Using the records provided below, locate and copy each line that contains the word "this".

● ● ● ● ● ● ●

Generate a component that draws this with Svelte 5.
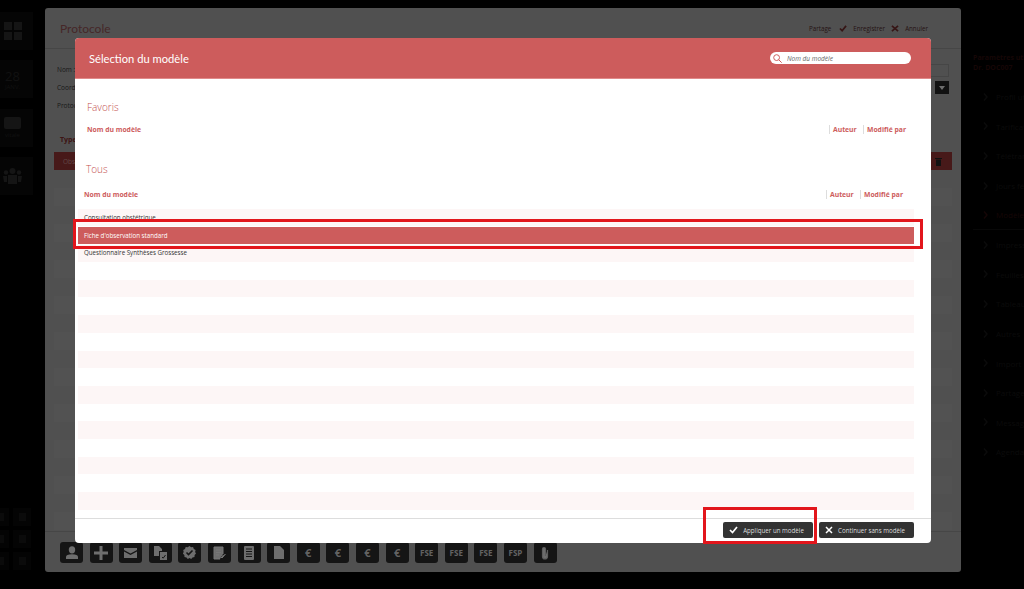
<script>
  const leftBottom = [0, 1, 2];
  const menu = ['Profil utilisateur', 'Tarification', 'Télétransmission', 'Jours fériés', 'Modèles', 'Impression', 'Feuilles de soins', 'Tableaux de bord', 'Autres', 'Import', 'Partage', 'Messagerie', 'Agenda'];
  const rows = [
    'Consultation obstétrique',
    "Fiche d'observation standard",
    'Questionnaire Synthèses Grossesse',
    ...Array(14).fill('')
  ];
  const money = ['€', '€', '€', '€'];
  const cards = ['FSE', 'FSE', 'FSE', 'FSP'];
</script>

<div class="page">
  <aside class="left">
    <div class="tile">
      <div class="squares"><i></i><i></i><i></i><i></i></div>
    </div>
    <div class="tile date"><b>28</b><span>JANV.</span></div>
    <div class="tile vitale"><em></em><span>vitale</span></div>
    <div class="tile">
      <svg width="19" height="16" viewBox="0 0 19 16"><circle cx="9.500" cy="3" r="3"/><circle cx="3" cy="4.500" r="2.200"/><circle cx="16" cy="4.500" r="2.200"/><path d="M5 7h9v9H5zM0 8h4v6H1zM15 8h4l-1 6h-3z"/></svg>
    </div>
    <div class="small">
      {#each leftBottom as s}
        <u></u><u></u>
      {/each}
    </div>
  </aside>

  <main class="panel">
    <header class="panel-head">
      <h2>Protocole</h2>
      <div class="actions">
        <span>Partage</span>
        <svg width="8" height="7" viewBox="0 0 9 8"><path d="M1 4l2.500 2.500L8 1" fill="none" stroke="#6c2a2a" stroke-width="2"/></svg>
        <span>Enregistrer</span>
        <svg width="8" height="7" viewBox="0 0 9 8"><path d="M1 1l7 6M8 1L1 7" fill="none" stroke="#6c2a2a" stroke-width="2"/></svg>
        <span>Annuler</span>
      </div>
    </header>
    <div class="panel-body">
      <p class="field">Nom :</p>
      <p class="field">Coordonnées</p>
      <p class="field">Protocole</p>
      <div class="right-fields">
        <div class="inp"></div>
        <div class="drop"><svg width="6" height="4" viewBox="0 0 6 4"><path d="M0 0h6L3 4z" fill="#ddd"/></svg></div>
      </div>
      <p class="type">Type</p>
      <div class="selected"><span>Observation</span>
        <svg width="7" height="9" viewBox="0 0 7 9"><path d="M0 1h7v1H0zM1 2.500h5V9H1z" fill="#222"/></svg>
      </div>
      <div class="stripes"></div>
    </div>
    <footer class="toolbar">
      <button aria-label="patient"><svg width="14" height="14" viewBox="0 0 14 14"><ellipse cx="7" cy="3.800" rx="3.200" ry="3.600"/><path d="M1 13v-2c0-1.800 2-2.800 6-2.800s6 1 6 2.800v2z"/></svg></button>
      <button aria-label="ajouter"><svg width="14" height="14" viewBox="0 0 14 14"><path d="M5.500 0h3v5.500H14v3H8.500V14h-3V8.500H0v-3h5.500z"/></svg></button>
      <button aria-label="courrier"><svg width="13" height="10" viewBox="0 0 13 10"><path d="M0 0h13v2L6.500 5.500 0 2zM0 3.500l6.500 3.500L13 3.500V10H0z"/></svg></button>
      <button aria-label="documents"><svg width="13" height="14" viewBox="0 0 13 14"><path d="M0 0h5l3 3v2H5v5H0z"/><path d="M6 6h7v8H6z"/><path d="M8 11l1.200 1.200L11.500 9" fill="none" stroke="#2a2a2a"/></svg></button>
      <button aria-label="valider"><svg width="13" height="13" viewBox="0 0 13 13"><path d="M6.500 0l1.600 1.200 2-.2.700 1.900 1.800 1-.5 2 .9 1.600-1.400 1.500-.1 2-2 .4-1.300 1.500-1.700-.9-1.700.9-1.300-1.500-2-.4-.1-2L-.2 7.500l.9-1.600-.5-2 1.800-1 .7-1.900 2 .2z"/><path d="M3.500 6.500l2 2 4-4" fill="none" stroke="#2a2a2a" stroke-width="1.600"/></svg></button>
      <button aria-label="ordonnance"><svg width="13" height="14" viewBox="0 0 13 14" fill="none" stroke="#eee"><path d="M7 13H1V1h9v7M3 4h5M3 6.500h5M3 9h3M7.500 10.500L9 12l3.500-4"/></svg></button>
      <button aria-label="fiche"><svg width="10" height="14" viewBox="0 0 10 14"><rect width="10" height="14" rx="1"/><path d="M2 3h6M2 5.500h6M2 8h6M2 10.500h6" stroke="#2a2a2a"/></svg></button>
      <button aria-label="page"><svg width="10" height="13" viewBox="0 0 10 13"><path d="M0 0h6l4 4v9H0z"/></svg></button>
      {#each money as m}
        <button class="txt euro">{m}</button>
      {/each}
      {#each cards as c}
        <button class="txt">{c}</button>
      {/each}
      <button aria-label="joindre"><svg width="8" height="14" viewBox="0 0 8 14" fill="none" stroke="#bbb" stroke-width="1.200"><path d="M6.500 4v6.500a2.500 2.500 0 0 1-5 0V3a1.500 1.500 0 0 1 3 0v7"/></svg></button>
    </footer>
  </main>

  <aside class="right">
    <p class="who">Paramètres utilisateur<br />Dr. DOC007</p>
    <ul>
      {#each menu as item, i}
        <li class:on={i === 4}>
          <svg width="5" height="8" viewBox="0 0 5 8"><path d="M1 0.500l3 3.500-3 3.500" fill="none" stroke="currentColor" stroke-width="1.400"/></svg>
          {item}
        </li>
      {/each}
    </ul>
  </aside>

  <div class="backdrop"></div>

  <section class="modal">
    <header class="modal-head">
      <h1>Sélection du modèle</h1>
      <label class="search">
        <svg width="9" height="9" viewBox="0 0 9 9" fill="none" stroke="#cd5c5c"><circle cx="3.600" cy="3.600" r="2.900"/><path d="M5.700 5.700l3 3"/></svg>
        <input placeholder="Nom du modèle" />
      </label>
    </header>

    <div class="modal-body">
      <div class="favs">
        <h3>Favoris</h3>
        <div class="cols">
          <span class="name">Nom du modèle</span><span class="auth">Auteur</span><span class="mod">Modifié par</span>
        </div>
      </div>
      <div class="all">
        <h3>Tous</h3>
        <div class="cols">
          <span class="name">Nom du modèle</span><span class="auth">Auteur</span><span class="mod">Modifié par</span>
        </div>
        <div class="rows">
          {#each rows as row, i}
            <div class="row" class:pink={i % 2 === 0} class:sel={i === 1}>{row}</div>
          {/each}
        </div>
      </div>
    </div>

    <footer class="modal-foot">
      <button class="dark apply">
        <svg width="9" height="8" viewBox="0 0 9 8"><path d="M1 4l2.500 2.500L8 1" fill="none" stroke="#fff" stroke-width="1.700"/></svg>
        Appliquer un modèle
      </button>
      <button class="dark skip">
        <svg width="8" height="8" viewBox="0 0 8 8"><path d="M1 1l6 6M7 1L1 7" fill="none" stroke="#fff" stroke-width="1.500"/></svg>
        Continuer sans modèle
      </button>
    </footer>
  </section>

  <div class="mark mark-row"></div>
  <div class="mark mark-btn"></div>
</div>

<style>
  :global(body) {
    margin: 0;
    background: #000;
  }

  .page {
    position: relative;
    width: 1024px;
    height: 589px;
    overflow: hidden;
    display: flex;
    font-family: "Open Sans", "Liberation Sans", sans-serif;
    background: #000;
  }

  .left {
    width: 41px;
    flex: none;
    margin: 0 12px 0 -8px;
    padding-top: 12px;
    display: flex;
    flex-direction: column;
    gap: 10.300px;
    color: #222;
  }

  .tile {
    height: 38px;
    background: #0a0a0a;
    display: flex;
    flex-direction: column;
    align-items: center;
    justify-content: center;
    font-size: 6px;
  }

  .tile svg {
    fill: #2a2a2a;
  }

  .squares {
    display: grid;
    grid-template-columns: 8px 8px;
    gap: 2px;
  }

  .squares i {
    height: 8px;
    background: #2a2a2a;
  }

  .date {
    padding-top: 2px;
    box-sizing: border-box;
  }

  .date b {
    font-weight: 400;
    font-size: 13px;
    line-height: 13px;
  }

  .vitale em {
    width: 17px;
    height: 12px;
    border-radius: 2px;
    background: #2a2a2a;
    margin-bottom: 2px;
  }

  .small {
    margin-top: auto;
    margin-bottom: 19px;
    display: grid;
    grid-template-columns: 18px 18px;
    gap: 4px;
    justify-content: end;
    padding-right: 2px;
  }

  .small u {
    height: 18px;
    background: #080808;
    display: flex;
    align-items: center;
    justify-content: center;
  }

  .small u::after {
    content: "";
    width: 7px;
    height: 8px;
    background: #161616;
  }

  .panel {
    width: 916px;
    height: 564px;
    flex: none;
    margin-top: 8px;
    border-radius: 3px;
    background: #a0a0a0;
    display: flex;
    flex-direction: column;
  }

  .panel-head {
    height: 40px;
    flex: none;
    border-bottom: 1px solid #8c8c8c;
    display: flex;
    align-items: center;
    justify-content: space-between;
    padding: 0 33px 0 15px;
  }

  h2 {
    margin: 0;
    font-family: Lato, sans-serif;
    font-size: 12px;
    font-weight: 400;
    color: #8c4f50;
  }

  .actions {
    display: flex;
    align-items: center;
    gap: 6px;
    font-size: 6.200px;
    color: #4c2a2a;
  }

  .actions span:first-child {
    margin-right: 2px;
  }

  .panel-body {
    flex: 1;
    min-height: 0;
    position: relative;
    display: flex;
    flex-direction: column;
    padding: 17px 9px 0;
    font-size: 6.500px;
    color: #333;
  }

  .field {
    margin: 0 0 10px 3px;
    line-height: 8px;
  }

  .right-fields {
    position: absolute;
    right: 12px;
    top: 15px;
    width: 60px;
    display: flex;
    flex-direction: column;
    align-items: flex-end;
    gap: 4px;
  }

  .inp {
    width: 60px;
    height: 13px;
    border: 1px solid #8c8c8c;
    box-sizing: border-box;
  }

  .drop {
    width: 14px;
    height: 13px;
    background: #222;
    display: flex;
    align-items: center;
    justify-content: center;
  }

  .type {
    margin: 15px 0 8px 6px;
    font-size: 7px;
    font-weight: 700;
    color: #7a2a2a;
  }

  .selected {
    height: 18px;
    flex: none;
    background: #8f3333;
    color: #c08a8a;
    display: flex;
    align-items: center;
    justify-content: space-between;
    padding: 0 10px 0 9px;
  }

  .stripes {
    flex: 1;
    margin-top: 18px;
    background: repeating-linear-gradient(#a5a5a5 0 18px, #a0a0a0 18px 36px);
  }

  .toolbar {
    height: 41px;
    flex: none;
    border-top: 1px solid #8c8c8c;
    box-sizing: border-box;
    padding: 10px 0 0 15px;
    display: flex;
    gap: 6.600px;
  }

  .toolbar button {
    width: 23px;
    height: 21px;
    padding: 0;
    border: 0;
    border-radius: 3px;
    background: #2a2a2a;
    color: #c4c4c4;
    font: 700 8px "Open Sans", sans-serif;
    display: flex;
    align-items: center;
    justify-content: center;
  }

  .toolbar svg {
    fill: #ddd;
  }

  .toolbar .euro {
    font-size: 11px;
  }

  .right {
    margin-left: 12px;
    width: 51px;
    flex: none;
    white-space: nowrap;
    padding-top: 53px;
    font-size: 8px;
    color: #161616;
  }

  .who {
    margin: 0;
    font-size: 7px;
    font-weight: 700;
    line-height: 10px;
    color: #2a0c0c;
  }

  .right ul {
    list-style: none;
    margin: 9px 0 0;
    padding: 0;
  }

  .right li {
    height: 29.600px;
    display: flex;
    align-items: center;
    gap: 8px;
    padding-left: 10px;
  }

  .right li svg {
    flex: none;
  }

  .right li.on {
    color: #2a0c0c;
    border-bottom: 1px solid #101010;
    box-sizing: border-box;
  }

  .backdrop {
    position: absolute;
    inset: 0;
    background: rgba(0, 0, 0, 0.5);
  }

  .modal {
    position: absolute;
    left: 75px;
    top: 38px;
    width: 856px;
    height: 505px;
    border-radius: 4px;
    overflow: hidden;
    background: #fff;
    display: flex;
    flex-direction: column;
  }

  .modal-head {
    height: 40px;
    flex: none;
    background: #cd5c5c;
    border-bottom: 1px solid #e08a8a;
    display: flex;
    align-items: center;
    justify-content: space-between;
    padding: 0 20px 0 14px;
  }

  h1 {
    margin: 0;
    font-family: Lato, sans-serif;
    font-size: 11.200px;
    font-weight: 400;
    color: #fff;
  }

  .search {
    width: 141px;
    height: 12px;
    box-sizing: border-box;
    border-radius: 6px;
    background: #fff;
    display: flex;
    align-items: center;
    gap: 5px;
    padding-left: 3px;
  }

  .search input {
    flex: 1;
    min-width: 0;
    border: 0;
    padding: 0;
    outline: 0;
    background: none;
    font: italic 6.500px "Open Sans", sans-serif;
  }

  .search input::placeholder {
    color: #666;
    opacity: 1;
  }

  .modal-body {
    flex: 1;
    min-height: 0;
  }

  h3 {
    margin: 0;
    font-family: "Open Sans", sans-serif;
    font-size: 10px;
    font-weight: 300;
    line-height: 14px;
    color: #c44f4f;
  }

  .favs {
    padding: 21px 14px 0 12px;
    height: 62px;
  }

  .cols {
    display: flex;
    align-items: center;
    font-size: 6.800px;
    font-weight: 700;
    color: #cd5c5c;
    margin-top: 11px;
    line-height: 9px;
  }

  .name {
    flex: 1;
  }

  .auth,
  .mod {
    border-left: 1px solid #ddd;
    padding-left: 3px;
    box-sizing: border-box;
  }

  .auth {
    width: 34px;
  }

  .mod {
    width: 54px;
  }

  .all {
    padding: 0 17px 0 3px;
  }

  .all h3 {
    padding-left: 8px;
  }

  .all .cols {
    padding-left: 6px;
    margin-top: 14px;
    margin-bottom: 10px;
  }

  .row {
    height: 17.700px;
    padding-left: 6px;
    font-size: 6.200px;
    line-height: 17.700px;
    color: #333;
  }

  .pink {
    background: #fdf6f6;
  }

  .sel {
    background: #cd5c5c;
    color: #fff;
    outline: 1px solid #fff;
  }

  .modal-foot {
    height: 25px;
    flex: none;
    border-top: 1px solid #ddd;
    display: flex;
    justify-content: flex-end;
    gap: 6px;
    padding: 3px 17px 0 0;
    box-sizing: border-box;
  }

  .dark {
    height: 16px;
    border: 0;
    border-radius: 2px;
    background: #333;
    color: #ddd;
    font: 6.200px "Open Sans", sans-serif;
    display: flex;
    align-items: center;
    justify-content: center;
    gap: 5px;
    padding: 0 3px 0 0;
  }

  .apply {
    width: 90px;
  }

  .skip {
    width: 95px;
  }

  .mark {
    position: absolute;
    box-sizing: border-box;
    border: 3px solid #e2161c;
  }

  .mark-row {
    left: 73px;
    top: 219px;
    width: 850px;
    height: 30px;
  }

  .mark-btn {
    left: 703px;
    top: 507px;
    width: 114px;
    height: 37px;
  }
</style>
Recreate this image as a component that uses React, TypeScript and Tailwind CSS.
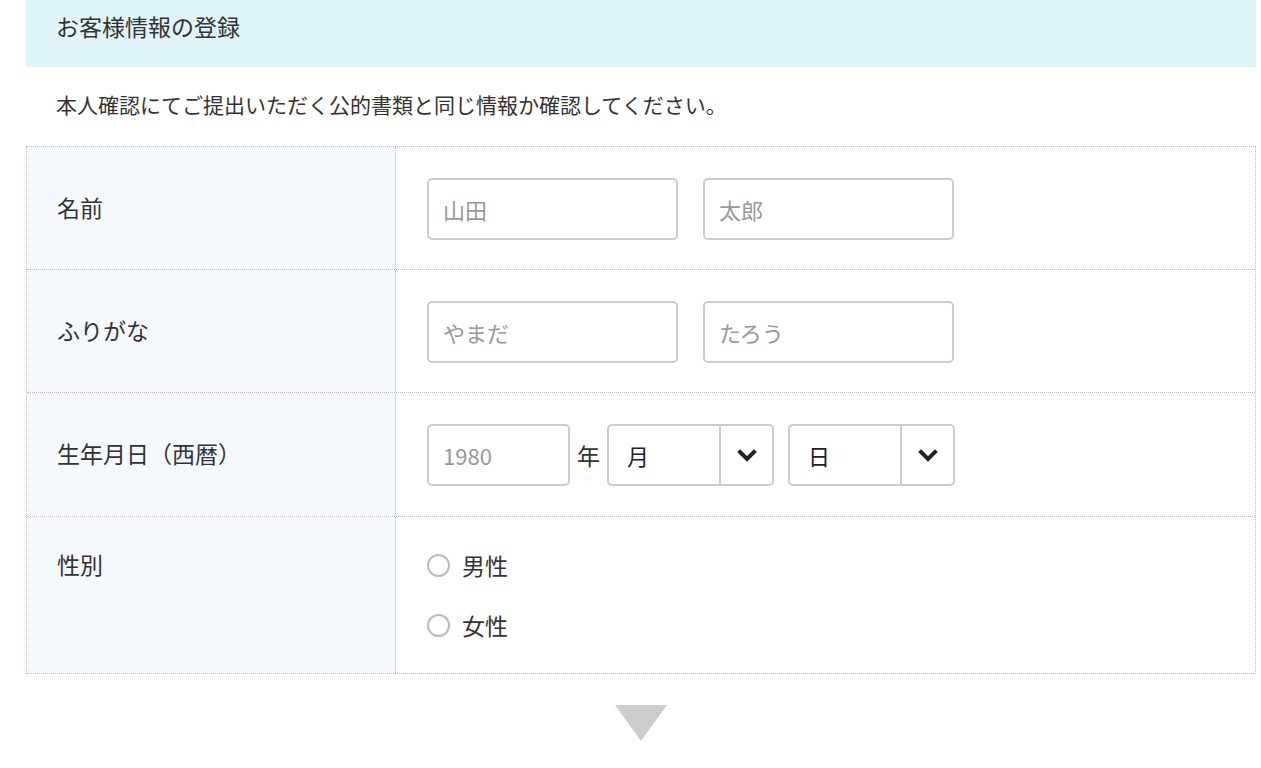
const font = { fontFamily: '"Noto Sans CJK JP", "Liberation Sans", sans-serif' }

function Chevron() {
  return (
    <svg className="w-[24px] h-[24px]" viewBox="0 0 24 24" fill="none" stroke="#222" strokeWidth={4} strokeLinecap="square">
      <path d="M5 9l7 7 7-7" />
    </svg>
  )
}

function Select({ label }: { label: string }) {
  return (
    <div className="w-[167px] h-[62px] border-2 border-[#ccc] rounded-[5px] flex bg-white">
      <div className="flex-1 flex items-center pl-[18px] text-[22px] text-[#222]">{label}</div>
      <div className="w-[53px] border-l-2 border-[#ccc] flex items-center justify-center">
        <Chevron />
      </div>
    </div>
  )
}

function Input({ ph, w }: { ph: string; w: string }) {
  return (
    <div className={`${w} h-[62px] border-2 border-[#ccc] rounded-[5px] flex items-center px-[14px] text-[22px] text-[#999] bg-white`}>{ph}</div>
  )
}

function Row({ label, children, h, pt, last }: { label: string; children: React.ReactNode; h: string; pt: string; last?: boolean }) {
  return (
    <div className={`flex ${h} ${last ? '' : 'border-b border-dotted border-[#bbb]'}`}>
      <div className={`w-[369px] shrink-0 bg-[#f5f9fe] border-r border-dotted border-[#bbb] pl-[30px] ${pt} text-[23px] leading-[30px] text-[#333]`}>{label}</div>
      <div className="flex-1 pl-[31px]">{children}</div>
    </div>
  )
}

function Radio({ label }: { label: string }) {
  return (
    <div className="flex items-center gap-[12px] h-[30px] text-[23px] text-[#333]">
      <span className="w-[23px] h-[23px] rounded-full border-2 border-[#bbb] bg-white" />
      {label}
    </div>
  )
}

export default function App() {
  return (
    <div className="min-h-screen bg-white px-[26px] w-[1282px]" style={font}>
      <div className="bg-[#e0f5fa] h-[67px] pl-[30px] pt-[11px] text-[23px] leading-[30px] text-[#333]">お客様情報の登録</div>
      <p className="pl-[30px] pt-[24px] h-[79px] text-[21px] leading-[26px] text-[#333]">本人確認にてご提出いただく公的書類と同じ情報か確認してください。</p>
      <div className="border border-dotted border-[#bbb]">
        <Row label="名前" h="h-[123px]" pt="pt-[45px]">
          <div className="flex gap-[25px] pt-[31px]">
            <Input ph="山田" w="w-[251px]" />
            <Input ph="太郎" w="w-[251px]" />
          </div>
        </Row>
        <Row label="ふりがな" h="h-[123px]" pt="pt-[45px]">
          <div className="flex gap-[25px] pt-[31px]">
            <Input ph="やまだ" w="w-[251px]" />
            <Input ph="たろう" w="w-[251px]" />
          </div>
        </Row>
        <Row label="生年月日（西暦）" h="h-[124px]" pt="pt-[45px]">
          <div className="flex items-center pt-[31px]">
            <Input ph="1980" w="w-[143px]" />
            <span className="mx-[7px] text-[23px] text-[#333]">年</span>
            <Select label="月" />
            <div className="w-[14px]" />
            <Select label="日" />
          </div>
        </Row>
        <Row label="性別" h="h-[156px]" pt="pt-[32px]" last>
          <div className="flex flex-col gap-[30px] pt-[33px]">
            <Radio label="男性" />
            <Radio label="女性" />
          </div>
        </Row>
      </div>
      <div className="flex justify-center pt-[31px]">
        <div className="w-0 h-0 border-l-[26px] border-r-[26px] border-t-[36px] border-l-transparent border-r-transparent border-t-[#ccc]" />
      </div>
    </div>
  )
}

● ● ● ● ● ● ●

## [FINAL ANSWER]
Generate a component that draws this with Svelte 5.
Recreate this image as a component that uses React, TypeScript and Tailwind CSS.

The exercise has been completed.